Wow. This brings back memories. I can't tell you how pumped I was to beat the game for the first time. One of my favorites. Great mechanics and speech all in one game.
Played this a lot back in the day. This has got to have the deepest gameplay and most detailed graphics of any C64 program that loads from disk in a single go. Amazing achievement and a C64 essential.
Took me forever to learn how to finish this game. I got it along with a bunch of other games from my cousin. No instruction books or anything with any of them. Even after I figured out the puzzle pieces, it took me a while to realize where to go once I had the entire password. Along the way I named the robots. The ones that were always looking behind them were Paranoid Bots. Those that just went back and forth were Patrol Bots. Ones that that stood in place and turned to watch what you were doing were Observer Bots. Ones that patrolled but fired the moment they saw you were Shoot on Sight Bots. Those that tracked you but didn't fire were Follow Bots. And those that swiveled around firing in both directions or patrolled while firing every couple seconds were Crazy Bots.
the one that slowly followed you and when they reached the end of the platform only to zap you by suprised were the scariest. They seemed to be harmless until you realized it too late.
Thank you for posting this video! It brings back such wonderful childhood memories! I don't know how many hours I played this game on my dad's C64 before middle school back in the late 1980s.
as an 8-to-10 year old i had no clue how to play this, but started it a hundred times anyway as it felt so mysterious. The synthesized speech is forever stamped in my brain. I went on to the Turrican games which made more sense to my tiny brain, completing them several times....now watching this video I'm tempted to ROM this and finally play it properly. Thanks for uploading!
Like many other Epyx games, Impossible Mission had the best running animation, and overall animation. And am I alone in thinking the voice of the mad scientist sounds like the voice of the English guy Mr. Bentley on The Jeffersons?
This was one of my favorite Atari 2600 games growing up. The voice and flip/run animation were revolutionary back then. That flip is still so satisfying to watch. The elevator and room puzzles made this game feel larger than the typical Atari game. Genius design for the time.
Omg just the sounds the man makes running thru the hallway and the sound of the elevator moving bring back memories of nearly 40 years ago! A lot of swear words would have unexpectedly come out of my mouth playing this game back then : ) "Stay awhile, Stay forever" tone and phrase funny enough I never forgot and was only a fluke my son mentioned it to me last wk that made me remember this game immediately.
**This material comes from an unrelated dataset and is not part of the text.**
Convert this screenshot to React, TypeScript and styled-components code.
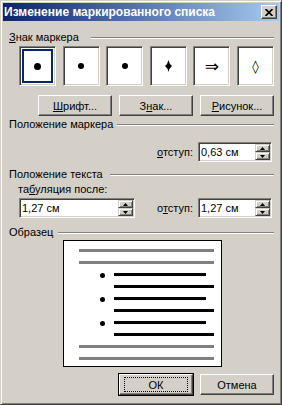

Incredible run! Inspired me to try again, and after 33 years, I finally beat the game! (took me about 7 tries after seeing this vid). Impressive solution to the challenging "fireplace room" at 16:00, and loved the cheeky near fall at 20:07 while running. So much great gameplay-ship in this video. Thank you for sharing!
I used to play this game when I was younger, but I couldn't get very far because of my limited skill and also the PAL/NTSC incompatibility where you got zapped if a robot zapped the left wall. I managed to complete this game around 8-9 years ago, I got my best time down to 27 minutes. :)
I played this game a lot when I was a kid. It was the first game I downloaded when I got my first emulator. When I finally got my C128 out of storage, it was one of the first games I played. I can still beat it. Great game.
8:28 - Robot on the 2nd floor doing the moonwalk? Did you ever encounter the "wall bug", where you enter a room, a robot turns to the wall, shoots out electric discharge onto the wall and fries you?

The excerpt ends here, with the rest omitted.